----- Dataset extract

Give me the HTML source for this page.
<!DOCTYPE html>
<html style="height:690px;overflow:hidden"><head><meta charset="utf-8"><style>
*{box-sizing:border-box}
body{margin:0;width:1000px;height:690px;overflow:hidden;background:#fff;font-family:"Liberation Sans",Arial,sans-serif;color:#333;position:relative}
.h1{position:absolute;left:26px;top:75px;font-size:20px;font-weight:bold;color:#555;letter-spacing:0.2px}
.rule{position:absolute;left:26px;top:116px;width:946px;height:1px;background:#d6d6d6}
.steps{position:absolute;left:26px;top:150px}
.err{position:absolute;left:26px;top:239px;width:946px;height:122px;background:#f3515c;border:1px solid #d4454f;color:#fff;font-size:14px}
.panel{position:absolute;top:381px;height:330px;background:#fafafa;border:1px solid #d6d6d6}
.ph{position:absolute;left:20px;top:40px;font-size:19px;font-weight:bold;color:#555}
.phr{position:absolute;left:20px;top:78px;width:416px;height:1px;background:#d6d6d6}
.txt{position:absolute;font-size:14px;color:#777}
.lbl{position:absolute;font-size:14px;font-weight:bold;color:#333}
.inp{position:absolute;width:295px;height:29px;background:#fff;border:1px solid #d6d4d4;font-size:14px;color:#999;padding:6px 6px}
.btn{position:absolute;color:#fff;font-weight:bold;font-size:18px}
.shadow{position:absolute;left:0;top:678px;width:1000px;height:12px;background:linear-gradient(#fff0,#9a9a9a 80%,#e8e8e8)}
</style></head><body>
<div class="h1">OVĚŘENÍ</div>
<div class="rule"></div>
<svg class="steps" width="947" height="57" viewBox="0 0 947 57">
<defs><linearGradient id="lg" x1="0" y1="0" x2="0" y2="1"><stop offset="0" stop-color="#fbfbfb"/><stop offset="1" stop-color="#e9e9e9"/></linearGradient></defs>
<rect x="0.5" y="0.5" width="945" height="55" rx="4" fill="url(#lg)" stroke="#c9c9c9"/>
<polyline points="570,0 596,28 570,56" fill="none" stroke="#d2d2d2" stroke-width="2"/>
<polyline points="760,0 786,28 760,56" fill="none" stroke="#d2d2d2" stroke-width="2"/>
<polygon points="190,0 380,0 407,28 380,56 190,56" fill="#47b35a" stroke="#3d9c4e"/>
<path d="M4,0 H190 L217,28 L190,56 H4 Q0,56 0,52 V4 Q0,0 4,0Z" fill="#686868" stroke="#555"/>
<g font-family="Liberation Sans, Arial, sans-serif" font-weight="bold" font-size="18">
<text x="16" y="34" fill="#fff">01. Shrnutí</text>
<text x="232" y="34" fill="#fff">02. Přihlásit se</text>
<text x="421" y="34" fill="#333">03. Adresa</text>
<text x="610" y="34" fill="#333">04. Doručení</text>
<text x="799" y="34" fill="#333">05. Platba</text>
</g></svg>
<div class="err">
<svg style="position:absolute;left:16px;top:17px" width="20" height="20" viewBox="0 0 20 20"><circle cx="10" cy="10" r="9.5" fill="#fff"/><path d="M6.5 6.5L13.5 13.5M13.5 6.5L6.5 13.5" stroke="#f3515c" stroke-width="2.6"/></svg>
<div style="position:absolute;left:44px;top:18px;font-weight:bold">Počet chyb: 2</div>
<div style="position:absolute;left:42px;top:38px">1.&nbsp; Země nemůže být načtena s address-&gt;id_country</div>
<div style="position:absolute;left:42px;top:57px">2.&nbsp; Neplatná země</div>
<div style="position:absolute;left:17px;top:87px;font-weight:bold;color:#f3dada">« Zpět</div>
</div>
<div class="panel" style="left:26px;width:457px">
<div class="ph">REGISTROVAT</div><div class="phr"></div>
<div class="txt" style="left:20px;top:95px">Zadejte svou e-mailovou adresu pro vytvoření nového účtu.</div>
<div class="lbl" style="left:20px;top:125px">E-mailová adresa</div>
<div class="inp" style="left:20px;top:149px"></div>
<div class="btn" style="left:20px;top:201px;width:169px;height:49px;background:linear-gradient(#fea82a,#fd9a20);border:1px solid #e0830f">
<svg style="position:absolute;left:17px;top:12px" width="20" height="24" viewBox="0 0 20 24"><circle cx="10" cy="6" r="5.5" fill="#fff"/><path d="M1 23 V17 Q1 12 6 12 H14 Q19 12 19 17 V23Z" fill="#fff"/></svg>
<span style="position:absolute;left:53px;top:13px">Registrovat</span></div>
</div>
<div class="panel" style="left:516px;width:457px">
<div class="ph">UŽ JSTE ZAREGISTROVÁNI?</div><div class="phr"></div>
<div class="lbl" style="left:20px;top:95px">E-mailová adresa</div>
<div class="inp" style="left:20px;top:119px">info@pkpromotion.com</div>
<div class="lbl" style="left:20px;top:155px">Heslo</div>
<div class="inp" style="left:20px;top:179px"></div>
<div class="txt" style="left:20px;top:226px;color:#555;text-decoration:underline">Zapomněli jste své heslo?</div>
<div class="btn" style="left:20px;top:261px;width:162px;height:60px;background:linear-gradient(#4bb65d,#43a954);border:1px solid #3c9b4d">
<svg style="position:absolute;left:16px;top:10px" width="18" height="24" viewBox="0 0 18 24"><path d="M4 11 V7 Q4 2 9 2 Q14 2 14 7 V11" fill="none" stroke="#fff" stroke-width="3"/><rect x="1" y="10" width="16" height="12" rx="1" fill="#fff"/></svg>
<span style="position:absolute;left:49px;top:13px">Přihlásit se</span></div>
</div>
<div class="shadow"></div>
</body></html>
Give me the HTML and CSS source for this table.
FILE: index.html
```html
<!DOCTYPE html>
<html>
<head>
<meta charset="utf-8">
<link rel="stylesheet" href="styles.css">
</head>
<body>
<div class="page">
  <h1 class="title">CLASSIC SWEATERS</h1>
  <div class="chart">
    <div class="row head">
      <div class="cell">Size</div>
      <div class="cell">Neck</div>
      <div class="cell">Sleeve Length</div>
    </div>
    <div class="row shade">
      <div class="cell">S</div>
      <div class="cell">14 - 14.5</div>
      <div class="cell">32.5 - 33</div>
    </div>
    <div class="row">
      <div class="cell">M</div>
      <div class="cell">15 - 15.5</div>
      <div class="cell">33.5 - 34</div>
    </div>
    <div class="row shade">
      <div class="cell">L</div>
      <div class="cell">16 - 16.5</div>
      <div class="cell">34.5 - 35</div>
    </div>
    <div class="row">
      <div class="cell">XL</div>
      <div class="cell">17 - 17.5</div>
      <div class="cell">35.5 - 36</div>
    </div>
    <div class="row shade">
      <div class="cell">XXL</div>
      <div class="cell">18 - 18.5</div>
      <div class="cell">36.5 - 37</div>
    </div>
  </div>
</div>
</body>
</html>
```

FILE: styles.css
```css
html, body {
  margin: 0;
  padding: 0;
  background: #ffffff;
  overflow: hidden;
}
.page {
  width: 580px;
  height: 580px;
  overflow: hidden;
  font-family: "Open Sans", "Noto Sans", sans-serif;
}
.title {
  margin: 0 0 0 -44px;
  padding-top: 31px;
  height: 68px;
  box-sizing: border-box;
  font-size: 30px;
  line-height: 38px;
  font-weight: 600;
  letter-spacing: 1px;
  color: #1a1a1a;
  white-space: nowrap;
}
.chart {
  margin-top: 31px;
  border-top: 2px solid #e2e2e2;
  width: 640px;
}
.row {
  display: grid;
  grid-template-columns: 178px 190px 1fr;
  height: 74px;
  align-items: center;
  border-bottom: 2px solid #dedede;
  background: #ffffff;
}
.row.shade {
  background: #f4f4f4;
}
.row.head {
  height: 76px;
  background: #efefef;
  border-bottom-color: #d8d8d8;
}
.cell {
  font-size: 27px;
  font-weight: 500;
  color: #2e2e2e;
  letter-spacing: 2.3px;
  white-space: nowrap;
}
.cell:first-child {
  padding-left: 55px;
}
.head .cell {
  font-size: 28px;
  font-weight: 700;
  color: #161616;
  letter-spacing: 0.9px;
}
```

----------

**What you are asked to do:**
Only the number is wanted: how many lines in the data include the word "this"?

**Task output:**
2